Отсюда — все их переклички. "Поле Куликово" у Блока — "Поле грозное, убойное" у Клюева. "Плат до бровей" — "плат по брови". И этот чисто блоковский вопрос, вырвавшийся у Клюева: "О, кто ты? Женщина? Россия?" И чисто блоковский порыв — прозреть святую в грешнице, праведницу в уличной проститутке: "Такая хрупко-испитая рассветным кажешься ты днем, непостижимая, святая, — небес отмечена перстом". Даже "сребротканый снежный плат", под которым почиет у Клюева "витязь", выткан Блоком.
Как вообще "серебристость", Клюеву решительно не свойственная. Его и в Серебряный век следует записать только "по эпохе", но не по колориту, далекому от излюбленных символистами снегов и туманов. У Клюева колорит ясный, пестрый. Красное, синее, желтое — как на картинке.
Но любопытно: Клюев не говорит: красное, он говорит: "киноварь". Не говорит: синее, говорит: "финифть". Не желтое у него — "соловое". Кодировка крестьянина, а еще точнее — крестьянского богомаза, старого книжника, читающего жизнь — как "хартию", магическую "запись", вязь таинственных "письмен".
На этой палитре все сказочное ассоциируется не с серебром, а с золотом. С золотыми застежками древнего фолианта, с пером "жаро-птицы", с сиянием ассистки на Образе. Серебро остается — как деталь того же узорочья, но в нем нет ничего потустороннего, это — быт: игла, самоварная "тулка", деньги. Если же серебро — знак потусторонний, то, как правило, "отрицательный", зимний, недобрый, зябкий. Тут опять видишь, как заражается Клюев этим тревожным чувством от Блока, хотя и берется Блока от интеллигентской немощи излечить.

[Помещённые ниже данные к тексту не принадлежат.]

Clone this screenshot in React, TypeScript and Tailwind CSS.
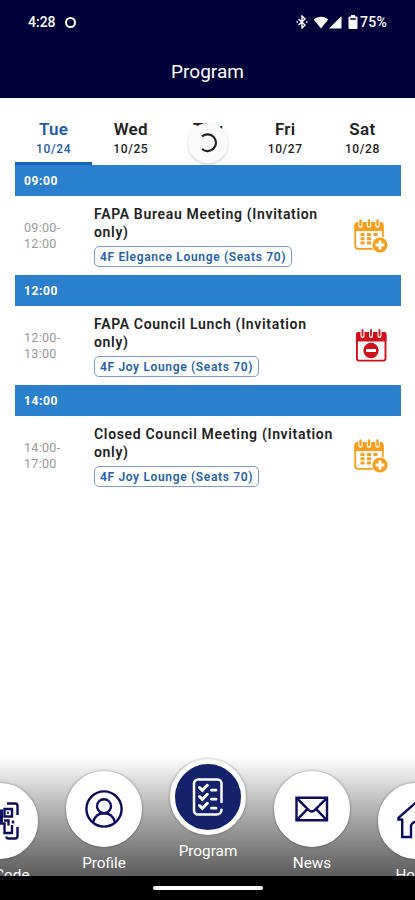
import clsx from "clsx";
import type { ReactNode } from "react";

const days = [
  { name: "Tue", date: "10/24" },
  { name: "Wed", date: "10/25" },
  { name: "Thu", date: "10/26" },
  { name: "Fri", date: "10/27" },
  { name: "Sat", date: "10/28" },
];

const sessions = [
  {
    start: "09:00",
    end: "12:00",
    title: "FAPA Bureau Meeting (Invitation only)",
    room: "4F Elegance Lounge (Seats 70)",
    added: false,
  },
  {
    start: "12:00",
    end: "13:00",
    title: "FAPA Council Lunch (Invitation only)",
    room: "4F Joy Lounge (Seats 70)",
    added: true,
  },
  {
    start: "14:00",
    end: "17:00",
    title: "Closed Council Meeting (Invitation only)",
    room: "4F Joy Lounge (Seats 70)",
    added: false,
  },
];

const CalendarAddIcon = () => (
  <svg width="34" height="34" viewBox="0 0 34 34" fill="none">
    <rect x="1.2" y="4.2" width="27.6" height="25.6" rx="3" stroke="#f99d1c" strokeWidth="1.8" />
    <path d="M.5 12V6a3 3 0 0 1 3-3h23a3 3 0 0 1 3 3v6z" fill="#f99d1c" />
    {[6.5, 15, 23.5].map((x) => (
      <g key={x}>
        <path d={`M${x} 1.500v5`} stroke="#fff" strokeWidth="4.4" strokeLinecap="round" />
        <path d={`M${x} 1.500v4.500`} stroke="#f99d1c" strokeWidth="2.4" strokeLinecap="round" />
      </g>
    ))}
    <path
      d="M6.500 15.500h4M13 15.500h4M19.500 15.500h4M6.500 19.800h4M13 19.800h4M6.500 24.100h4M13 24.100h4"
      stroke="#f99d1c"
      strokeWidth="3"
    />
    <circle cx="26" cy="26" r="8.4" fill="#fff" />
    <circle cx="26" cy="26" r="7.6" fill="#f99d1c" />
    <path d="M26 21.500v9M21.500 26h9" stroke="#fff" strokeWidth="2.8" />
  </svg>
);

const CalendarRemoveIcon = () => (
  <svg width="34" height="34" viewBox="0 0 34 34" fill="none">
    <rect x="2.9" y="4.2" width="28.6" height="27.4" rx="2" stroke="#d0111b" strokeWidth="1.9" />
    <path d="M2 12.500V5a2 2 0 0 1 2-2h26.400a2 2 0 0 1 2 2v7.500z" fill="#d0111b" />
    {[8.5, 17, 25.5].map((x) => (
      <g key={x}>
        <path d={`M${x} .5v6.500`} stroke="#fff" strokeWidth="4" strokeLinecap="round" />
        <path d={`M${x} 1v5.500`} stroke="#d0111b" strokeWidth="1.8" strokeLinecap="round" />
      </g>
    ))}
    <circle cx="17" cy="21.5" r="7.7" fill="#d0111b" />
    <path d="M12 21.500h10" stroke="#fff" strokeWidth="3" />
  </svg>
);

const QrIcon = () => (
  <svg width="40" height="40" viewBox="0 0 40 40" fill="none" stroke="#0c0c5e" strokeWidth="2.4">
    <path d="M13 2.500H5.500A2.500 2.500 0 0 0 3 5v8M3 27v8a2.500 2.500 0 0 0 2.500 2.500H13" />
    <path d="M27 2.500h8A2.500 2.500 0 0 1 37.500 5v9M37.500 26v9a2.500 2.500 0 0 1-2.500 2.500h-6.500a2 2 0 0 1-2-2" />
    <path d="M8 8h8v8H8zM8 24h8v8H8zM24.500 8H32v7.500h-7.500z" />
    <path d="M28 10.500v2.500" strokeWidth="1.6" />
    <path d="M21 8.500v13" strokeWidth="4" />
    <path d="M20 22.500h4.500v9.500H32v-8M24 19.500h4.500v5M33 19.500v3" />
  </svg>
);

const ProfileIcon = () => (
  <svg width="40" height="40" viewBox="0 0 40 40" fill="none" stroke="#0c0c5e" strokeWidth="2.4">
    <circle cx="20" cy="20" r="17.6" />
    <circle cx="20" cy="17.2" r="7" />
    <path d="M9 33.200c1.600-5.800 5.800-9 11-9s9.400 3.200 11 9" />
  </svg>
);

const ProgramIcon = () => (
  <svg
    width="40"
    height="40"
    viewBox="0 0 40 40"
    fill="none"
    stroke="#fff"
    strokeWidth="2.5"
    strokeLinecap="round"
  >
    <path d="M33.500 25V6.500a4 4 0 0 0-4-4h-19.500a4 4 0 0 0-4 4v27a4 4 0 0 0 4 4h18.500c3 0 5-2 5-4.800" />
    <path d="M11.500 10.500l2.800 2.800 5-5M11.500 19.500l2.800 2.800 5-5M11.500 28.500l2.800 2.800 5-5" strokeWidth="3" />
    <path d="M23.500 13.200h4.500M23.500 22.200h4.500M23.500 31.200h4.500" strokeWidth="2.8" />
  </svg>
);

const NewsIcon = () => (
  <svg width="40" height="40" viewBox="0 0 40 40" fill="none" stroke="#0c0c5e" strokeWidth="2.4">
    <path d="M4.500 8.800h30.500v22.500H4.500z" />
    <path d="M4.500 8.800L17 21.300a3.800 3.800 0 0 0 5.400 0L35 8.800M4.500 31.300l11-11.500M35 31.300l-11-11.500" />
  </svg>
);

const HomeIcon = () => (
  <svg width="40" height="40" viewBox="0 0 40 40" fill="none" stroke="#0c0c5e" strokeWidth="2.4">
    <path d="M5.500 18.500H2.500v-1.700L20 1.500l17.500 15.300v1.700h-3M6.200 17.500v18.500h8.800V26a5 5 0 0 1 10 0v10h8.800V17.500" />
  </svg>
);

type NavItem = { label: string; icon: ReactNode; active?: boolean; offset: string };

const navItems: NavItem[] = [
  { label: "QR Code", icon: <QrIcon />, offset: "pt-6" },
  { label: "Profile", icon: <ProfileIcon />, offset: "pt-3" },
  { label: "Program", icon: <ProgramIcon />, offset: "pt-0", active: true },
  { label: "News", icon: <NewsIcon />, offset: "pt-3" },
  { label: "Home", icon: <HomeIcon />, offset: "pt-6" },
];

const StatusBar = () => (
  <div className="flex h-11 items-center justify-between pr-7 pl-7 text-[14px] font-medium">
    <div className="flex items-center gap-[9px]">
      <span>4:28</span>
      <span className="size-[11px] rounded-full border-[2.5px] border-white" />
    </div>
    <div className="flex items-center">
      <svg width="12" height="14" viewBox="0 0 12 14" fill="none" stroke="#fff" strokeWidth="1.4">
        <path d="M2.500 4l6.500 6-3 3V1l3 3-6.500 6M.5 7h1.500M10 7h1.500" />
      </svg>
      <svg className="ml-[5px]" width="16" height="13" viewBox="0 0 16 13" fill="#fff">
        <path d="M.8 3.500C4.800-.2 11.200-.2 15.200 3.500L8 12.500z" />
      </svg>
      <svg width="13" height="13" viewBox="0 0 13 13" fill="#fff">
        <path d="M12.500 0v12.500H0z" />
      </svg>
      <svg className="mr-[2px] ml-[6px]" width="10" height="14" viewBox="0 0 10 14" fill="#fff">
        <path d="M3 0h4v1.500h1.500a1 1 0 0 1 1 1V13a1 1 0 0 1-1 1h-7a1 1 0 0 1-1-1V2.500a1 1 0 0 1 1-1H3z" />
        <path d="M2.200 3.200h5.600v1.600H2.200z" fill="#02023a" />
      </svg>
      <span className="tracking-[0.3px]">75%</span>
    </div>
  </div>
);

const DayTabs = () => (
  <div className="relative mr-[14px] ml-[15px] flex h-[67px]">
    {days.map((day, i) => (
      <button
        key={day.name}
        className={clsx(
          "flex flex-1 flex-col items-center border-b-[3px] pt-5",
          i === 0 ? "border-[#1a62b5] text-[#1f5caa]" : "border-transparent text-[#222]",
        )}
      >
        <span className="text-[17px] leading-[22px] font-semibold tracking-[0.3px]">{day.name}</span>
        <span className="mt-px text-[12px] leading-[17px] font-medium tracking-[0.6px]">{day.date}</span>
      </button>
    ))}
    {/* pull-to-refresh spinner */}
    <div className="absolute top-[25px] left-[173px] flex size-10 items-center justify-center rounded-full bg-[#fafafa] shadow-[0_1px_3px_rgba(0,0,0,0.2)]">
      <svg width="22" height="22" viewBox="0 0 22 22" fill="none" stroke="#222" strokeWidth="2.2">
        <path d="M5 4.500A8.400 8.400 0 1 1 5 17" />
      </svg>
    </div>
  </div>
);

export default function App() {
  return (
    <div className="flex h-[900px] w-[415px] flex-col overflow-hidden bg-white font-[Roboto,sans-serif]">
      <header className="h-[98px] shrink-0 bg-[#02023a] text-white">
        <StatusBar />
        <h1 className="pt-[14px] text-center text-[19px] leading-[27px]">Program</h1>
      </header>

      <DayTabs />

      <main className="mr-[14px] ml-[15px] flex-1">
        {sessions.map((s) => (
          <section key={s.start} className="h-[110px]">
            <h2 className="h-[31px] bg-[#2b80cd] pl-[9px] text-[12px] leading-[32px] font-bold tracking-[0.6px] text-white">
              {s.start}
            </h2>
            <div className="flex h-[79px]">
              <p className="w-[79px] pt-[24px] pl-[9px] text-[12.5px] leading-[15.5px] tracking-[0.3px] text-[#999]">
                {s.start}-<br />
                {s.end}
              </p>
              <div className="w-[242px] pt-[9px]">
                <h3 className="text-[14px] leading-[18px] font-semibold tracking-[0.67px] text-[#222]">{s.title}</h3>
                <span className="mt-[5px] inline-flex h-[21px] items-center rounded-[5px] border border-[#7d9dc8] px-[5px] text-[12px] font-semibold tracking-[0.66px] text-[#2460a8]">
                  {s.room}
                </span>
              </div>
              <button className="ml-[18px] flex h-full items-start pt-[23px]">
                {s.added ? <CalendarRemoveIcon /> : <CalendarAddIcon />}
              </button>
            </div>
          </section>
        ))}
      </main>

      <nav className="h-[119px] shrink-0 overflow-hidden bg-linear-to-b from-white to-[#5c5c5c] pt-[2px]">
        <div className="-ml-[38px] flex w-[492px] gap-7">
          {navItems.map((item) => (
            <div key={item.label} className={clsx("flex w-19 shrink-0 flex-col items-center", item.offset)}>
              <div
                className={clsx(
                  "flex size-19 items-center justify-center rounded-full border-white shadow-[0_0_2px_1px_rgba(0,0,0,0.2)]",
                  item.active ? "border-[5px] bg-[#13226b]" : "border-2 bg-white",
                )}
              >
                {item.icon}
              </div>
              <span className="mt-[6px] text-[15.3px] leading-5 whitespace-nowrap text-white">{item.label}</span>
            </div>
          ))}
        </div>
      </nav>

      <footer className="flex h-6 shrink-0 justify-center bg-black pt-[10px]">
        <span className="h-1 w-[110px] rounded-full bg-white" />
      </footer>
    </div>
  );
}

Клюев вообще слишком сложен, хитер и лукав, чтобы верить его простонародным ухваткам.
К примеру, кто должен был бы быть его любимым поэтом? "Никитин, Суриков, Некрасов" — из письма Блоку? Нет. Любимый поэт Клюева — стилизатор-универсал Лев Мей. Любимый поэт Клюева — Верхарн, причем, читаемый в подлиннике, то есть по-французски.
Как? Мужик-правдолюб, в домотканой рубахе и смазных сапогах топающий по петербугским редакциям, скорбно-сладким голосом корящий умников, что те забыли все русское, — не чужд европейской образованности?